On-device Neural Engine
Other
435 stars 157 forks source link

[onert][gen_golden] Gather operation asserts for cpu backend #4750

Open dr-venkman opened 4 years ago

dr-venkman commented 4 years ago

The Gather op is asserting for the cpu backend, when running the natural language answering model located here. Please find the asserting line below:

Package Filename ../***/lite-model_mobilebert_1_metadata_1/
nnpackage_run: /home/***/ONE/compute/cker/include/cker/operation/Gather.h:66: void nnfw::cker::Gather(const nnfw::cker::GatherParams&, const nnfw::cker::Shape&, const T*, const nnfw::cker::Shape&, const CoordsT*, const nnfw::cker::Shape&, T*) [with T = float; CoordsT = int]: Assertion `coords_data[i] < axis_size' failed.

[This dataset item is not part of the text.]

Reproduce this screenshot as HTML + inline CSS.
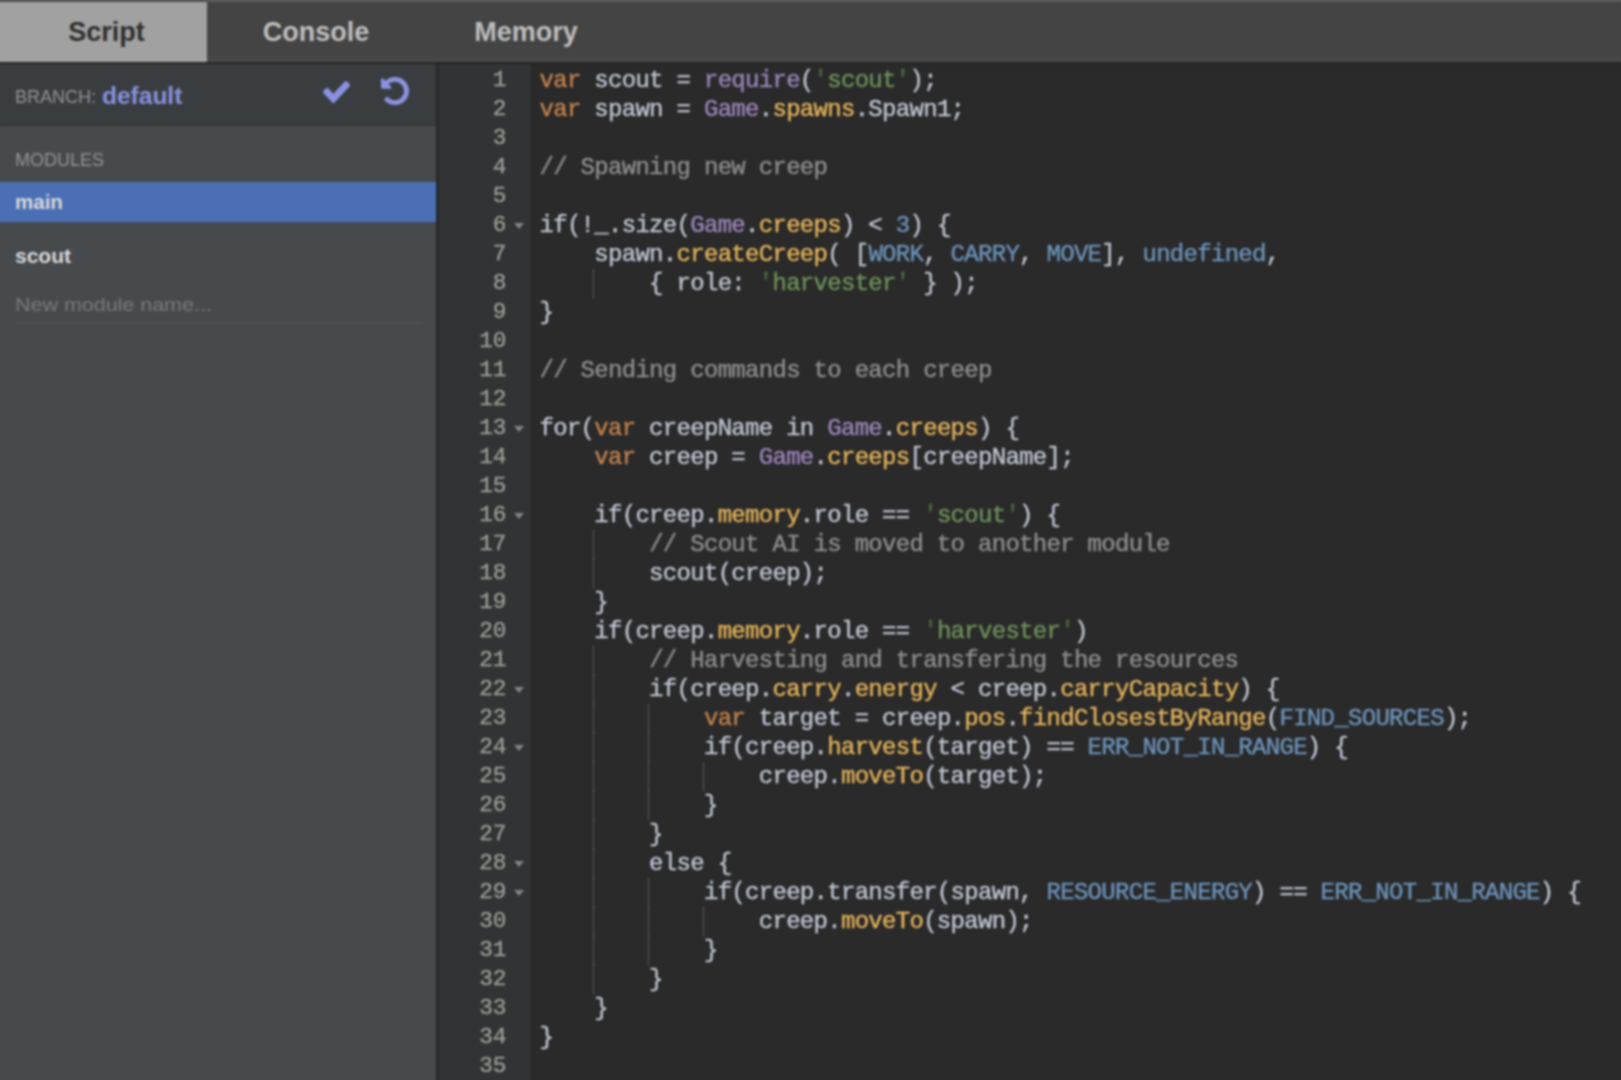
<!DOCTYPE html>
<html><head><meta charset="utf-8">
<style>
html,body{margin:0;padding:0;}
body{width:1621px;height:1080px;overflow:hidden;position:relative;background:#2a2a2a;font-family:"Liberation Sans",sans-serif;}
#tabs{position:absolute;left:0;top:0;width:1621px;height:63px;background:linear-gradient(#444444 0,#444444 54px,#484848 57px,#484848 62px);border-top:2px solid #5c5c5c;box-sizing:border-box;}
.tab{position:absolute;top:0;height:61px;line-height:61px;text-align:center;font-weight:bold;font-size:27px;color:#bdbdbd;}
.tab.act{background:#a1a1a1;color:#303030;}
#tabline{position:absolute;left:0;top:62px;width:1621px;height:2px;background:#262626;}
#side{position:absolute;left:0;top:63px;width:436px;height:1017px;background:#474a4d;}
#branch{position:absolute;left:0;top:0;width:436px;height:61px;background:#3a3d40;border-bottom:2px solid #37363b;box-shadow:0 1px 0 #4b4b4f;}
#sideborder{position:absolute;left:434px;top:63px;width:2px;height:1017px;background:#2f3133;}
.lbl{position:absolute;font-size:18px;color:#8e9193;white-space:nowrap;}
.bname{position:absolute;font-size:24.5px;font-weight:bold;color:#8791dd;white-space:nowrap;}
#sel{position:absolute;left:0;top:119px;width:436px;height:40px;background:#4a6fb4;}
.mod{position:absolute;font-weight:bold;font-size:20.5px;color:#d8d8d8;white-space:nowrap;}
.ph{position:absolute;font-size:18.5px;transform:scaleX(1.16);transform-origin:0 0;color:#75787b;white-space:nowrap;}
#uline{position:absolute;left:15px;top:260px;width:408px;height:1px;background:#55595c;}
#gutter{position:absolute;left:436px;top:63px;width:95px;height:1017px;background:#313335;}
.gn{position:absolute;left:437.5px;width:69px;-webkit-text-stroke:0.3px currentColor;text-align:right;font-family:"Liberation Mono",monospace;font-size:22.8px;line-height:29px;height:29px;color:#9aa093;}
.fold{position:absolute;left:514px;width:0;height:0;margin-top:12px;border-left:5px solid transparent;border-right:5px solid transparent;border-top:6px solid #858585;}
.ln{position:absolute;left:539.5px;font-family:"Liberation Mono",monospace;font-size:24px;letter-spacing:-0.7px;line-height:29px;height:29px;white-space:pre;color:#bfc5d2;-webkit-text-stroke:0.4px currentColor;}
.ig{position:absolute;width:0;height:29px;border-left:1px dotted #8a8a8a;}
.k{color:#c4834e;}
.p{color:#9c86bb;}
.f{color:#e5b45a;}
.n{color:#6c94bb;}
.s{color:#6e925a;}
.q{color:#4e6a42;}
.c{color:#8e8e8e;}
svg{position:absolute;}
</style></head><body><div id="root" style="position:absolute;left:0;top:0;width:1621px;height:1080px;filter:blur(1px);">
<div style="position:absolute;left:-12px;top:-12px;width:1645px;height:12px;background:#5c5c5c;"></div><div style="position:absolute;left:-12px;top:-12px;width:219px;height:12px;background:#4e4e4e;"></div><div style="position:absolute;left:-12px;top:0;width:12px;height:63px;background:#a1a1a1;border-top:2px solid #4e4e4e;box-sizing:border-box;"></div><div style="position:absolute;left:-12px;top:63px;width:12px;height:1030px;background:#474a4d;"></div><div style="position:absolute;left:-12px;top:62px;width:12px;height:64px;background:#3a3d40;border-top:1px solid #262626;border-bottom:1px solid #2e3033;"></div><div style="position:absolute;left:-12px;top:182px;width:12px;height:40px;background:#4a6fb4;"></div><div style="position:absolute;left:0;top:1080px;width:1633px;height:12px;background:#2a2a2a;"></div><div style="position:absolute;left:436px;top:1080px;width:95px;height:12px;background:#313335;"></div><div style="position:absolute;left:0;top:1080px;width:436px;height:12px;background:#474a4d;"></div><div style="position:absolute;left:1621px;top:-12px;width:12px;height:75px;background:#444;"></div>
<div id="tabs">
<div class="tab act" style="left:0;top:-2px;height:63px;border-top:2px solid #4e4e4e;box-sizing:border-box;line-height:61px;width:207px;text-indent:6px;">Script</div>
<div class="tab" style="left:211px;width:210px;">Console</div>
<div class="tab" style="left:421px;width:210px;">Memory</div>
</div>
<div id="side">
<div id="branch">
<div class="lbl" style="left:15px;top:23.5px;">BRANCH:</div>
<div class="bname" style="left:102px;top:18.5px;">default</div>
</div>
<div class="lbl" style="left:15px;top:86.5px;">MODULES</div>
<div id="sel"></div>
<div class="mod" style="left:15px;top:127px;">main</div>
<div class="mod" style="left:15px;top:181px;font-size:21px;">scout</div>
<div class="ph" style="left:15px;top:231px;">New module name...</div>
<div id="uline"></div>
</div>
<svg style="left:323px;top:81px" width="27" height="22" viewBox="121 334 1550 1188" preserveAspectRatio="none"><path fill="#8a91e0" d="M1671 566q0 40-28 68l-724 724-136 136q-28 28-68 28t-68-28l-136-136-362-362q-28-28-28-68t28-68l136-136q28-28 68-28t68 28l294 295 656-657q28-28 68-28t68 28l136 136q28 28 28 68z"/></svg>
<svg style="left:381px;top:77px" width="28" height="28" viewBox="0 0 1536 1536"><path fill="#8a91e0" d="M1536 768q0 156-61 298t-164 245-245 164-298 61q-172 0-327-72.5T177 1258q-7-10-6.5-22.5T179 1215l137-138q10-9 25-9 16 2 23 12 73 95 179 147t225 52q104 0 198.5-40.5T1110 1130t109.5-163.5T1260 768t-40.5-198.5T1110 406 946.5 296.5 768 256q-98 0-188 35.5T420 393l137 138q31 30 14 69-17 40-59 40H64q-26 0-45-19t-19-45V128q0-42 40-59 39-17 69 14l130 129q107-101 244.5-156.5T768 0q156 0 298 61t245 164 164 245 61 298z"/></svg>
<div id="gutter"></div><div style="position:absolute;left:436px;top:63px;width:3px;height:1030px;background:#27292b;"></div>
<div class="gn" style="top:66px">1</div>
<div class="gn" style="top:95px">2</div>
<div class="gn" style="top:124px">3</div>
<div class="gn" style="top:153px">4</div>
<div class="gn" style="top:182px">5</div>
<div class="gn" style="top:211px">6</div>
<div class="fold" style="top:211px"></div>
<div class="gn" style="top:240px">7</div>
<div class="gn" style="top:269px">8</div>
<div class="gn" style="top:298px">9</div>
<div class="gn" style="top:327px">10</div>
<div class="gn" style="top:356px">11</div>
<div class="gn" style="top:385px">12</div>
<div class="gn" style="top:414px">13</div>
<div class="fold" style="top:414px"></div>
<div class="gn" style="top:443px">14</div>
<div class="gn" style="top:472px">15</div>
<div class="gn" style="top:501px">16</div>
<div class="fold" style="top:501px"></div>
<div class="gn" style="top:530px">17</div>
<div class="gn" style="top:559px">18</div>
<div class="gn" style="top:588px">19</div>
<div class="gn" style="top:617px">20</div>
<div class="gn" style="top:646px">21</div>
<div class="gn" style="top:675px">22</div>
<div class="fold" style="top:675px"></div>
<div class="gn" style="top:704px">23</div>
<div class="gn" style="top:733px">24</div>
<div class="fold" style="top:733px"></div>
<div class="gn" style="top:762px">25</div>
<div class="gn" style="top:791px">26</div>
<div class="gn" style="top:820px">27</div>
<div class="gn" style="top:849px">28</div>
<div class="fold" style="top:849px"></div>
<div class="gn" style="top:878px">29</div>
<div class="fold" style="top:878px"></div>
<div class="gn" style="top:907px">30</div>
<div class="gn" style="top:936px">31</div>
<div class="gn" style="top:965px">32</div>
<div class="gn" style="top:994px">33</div>
<div class="gn" style="top:1023px">34</div>
<div class="gn" style="top:1052px">35</div>
<div class="ig" style="left:593.3px;top:269px"></div>
<div class="ig" style="left:593.3px;top:530px"></div>
<div class="ig" style="left:593.3px;top:559px"></div>
<div class="ig" style="left:593.3px;top:646px"></div>
<div class="ig" style="left:593.3px;top:675px"></div>
<div class="ig" style="left:593.3px;top:704px"></div>
<div class="ig" style="left:648.1px;top:704px"></div>
<div class="ig" style="left:593.3px;top:733px"></div>
<div class="ig" style="left:648.1px;top:733px"></div>
<div class="ig" style="left:593.3px;top:762px"></div>
<div class="ig" style="left:648.1px;top:762px"></div>
<div class="ig" style="left:702.9px;top:762px"></div>
<div class="ig" style="left:593.3px;top:791px"></div>
<div class="ig" style="left:648.1px;top:791px"></div>
<div class="ig" style="left:593.3px;top:820px"></div>
<div class="ig" style="left:593.3px;top:849px"></div>
<div class="ig" style="left:593.3px;top:878px"></div>
<div class="ig" style="left:648.1px;top:878px"></div>
<div class="ig" style="left:593.3px;top:907px"></div>
<div class="ig" style="left:648.1px;top:907px"></div>
<div class="ig" style="left:702.9px;top:907px"></div>
<div class="ig" style="left:593.3px;top:936px"></div>
<div class="ig" style="left:648.1px;top:936px"></div>
<div class="ig" style="left:593.3px;top:965px"></div>
<div class="ln" style="top:66px"><span class="k">var</span> scout = <span class="p">require</span>(<span class="q">'</span><span class="s">scout</span><span class="q">'</span>);</div>
<div class="ln" style="top:95px"><span class="k">var</span> spawn = <span class="p">Game</span>.<span class="f">spawns</span>.Spawn1;</div>
<div class="ln" style="top:124px"></div>
<div class="ln" style="top:153px"><span class="c">// Spawning new creep</span></div>
<div class="ln" style="top:182px"></div>
<div class="ln" style="top:211px">if(!_.size(<span class="p">Game</span>.<span class="f">creeps</span>) &lt; <span class="n">3</span>) {</div>
<div class="ln" style="top:240px">    spawn.<span class="f">createCreep</span>( [<span class="n">WORK</span>, <span class="n">CARRY</span>, <span class="n">MOVE</span>], <span class="n">undefined</span>,</div>
<div class="ln" style="top:269px">        { role: <span class="q">'</span><span class="s">harvester</span><span class="q">'</span> } );</div>
<div class="ln" style="top:298px">}</div>
<div class="ln" style="top:327px"></div>
<div class="ln" style="top:356px"><span class="c">// Sending commands to each creep</span></div>
<div class="ln" style="top:385px"></div>
<div class="ln" style="top:414px">for(<span class="k">var</span> creepName in <span class="p">Game</span>.<span class="f">creeps</span>) {</div>
<div class="ln" style="top:443px">    <span class="k">var</span> creep = <span class="p">Game</span>.<span class="f">creeps</span>[creepName];</div>
<div class="ln" style="top:472px"></div>
<div class="ln" style="top:501px">    if(creep.<span class="f">memory</span>.role == <span class="q">'</span><span class="s">scout</span><span class="q">'</span>) {</div>
<div class="ln" style="top:530px">        <span class="c">// Scout AI is moved to another module</span></div>
<div class="ln" style="top:559px">        scout(creep);</div>
<div class="ln" style="top:588px">    }</div>
<div class="ln" style="top:617px">    if(creep.<span class="f">memory</span>.role == <span class="q">'</span><span class="s">harvester</span><span class="q">'</span>)</div>
<div class="ln" style="top:646px">        <span class="c">// Harvesting and transfering the resources</span></div>
<div class="ln" style="top:675px">        if(creep.<span class="f">carry</span>.<span class="f">energy</span> &lt; creep.<span class="f">carryCapacity</span>) {</div>
<div class="ln" style="top:704px">            <span class="k">var</span> target = creep.<span class="f">pos</span>.<span class="f">findClosestByRange</span>(<span class="n">FIND_SOURCES</span>);</div>
<div class="ln" style="top:733px">            if(creep.<span class="f">harvest</span>(target) == <span class="n">ERR_NOT_IN_RANGE</span>) {</div>
<div class="ln" style="top:762px">                creep.<span class="f">moveTo</span>(target);</div>
<div class="ln" style="top:791px">            }</div>
<div class="ln" style="top:820px">        }</div>
<div class="ln" style="top:849px">        else {</div>
<div class="ln" style="top:878px">            if(creep.transfer(spawn, <span class="n">RESOURCE_ENERGY</span>) == <span class="n">ERR_NOT_IN_RANGE</span>) {</div>
<div class="ln" style="top:907px">                creep.<span class="f">moveTo</span>(spawn);</div>
<div class="ln" style="top:936px">            }</div>
<div class="ln" style="top:965px">        }</div>
<div class="ln" style="top:994px">    }</div>
<div class="ln" style="top:1023px">}</div>
<div class="ln" style="top:1052px"></div>
<div id="tabline"></div>
</div></body></html>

On debugging, I found the following information:

coords_shape = (1, 384)
input_shape = (2, 512)
axis = 0
axis_size = 2
coords_data[0] = 59

Any ideas on how to troubleshoot this would be appreciated. Thank you in advance.

dr-venkman commented 4 years ago

Could this be a result of a randomly generated int32 value from gen_golden.py? Looking at the script, it seems to generate from np.random.randint(0, 99, this_shape).astype(np.int32). For the particular case above, it needs to be strictly within the range [0, 2). The surprising part though, is that the model worked successfully on acl_cl backend. Does it mean the acl_cl implementation needs safety checks in place? Please correct me if wrong. Thanks in advance.

For now, I have overriden gen_golden.py temporarily (not to be committed) to provide a value within proper range. In general, I wanted to ask whether it is feasible to check for value constraints within gen_golden.py? Please let me know.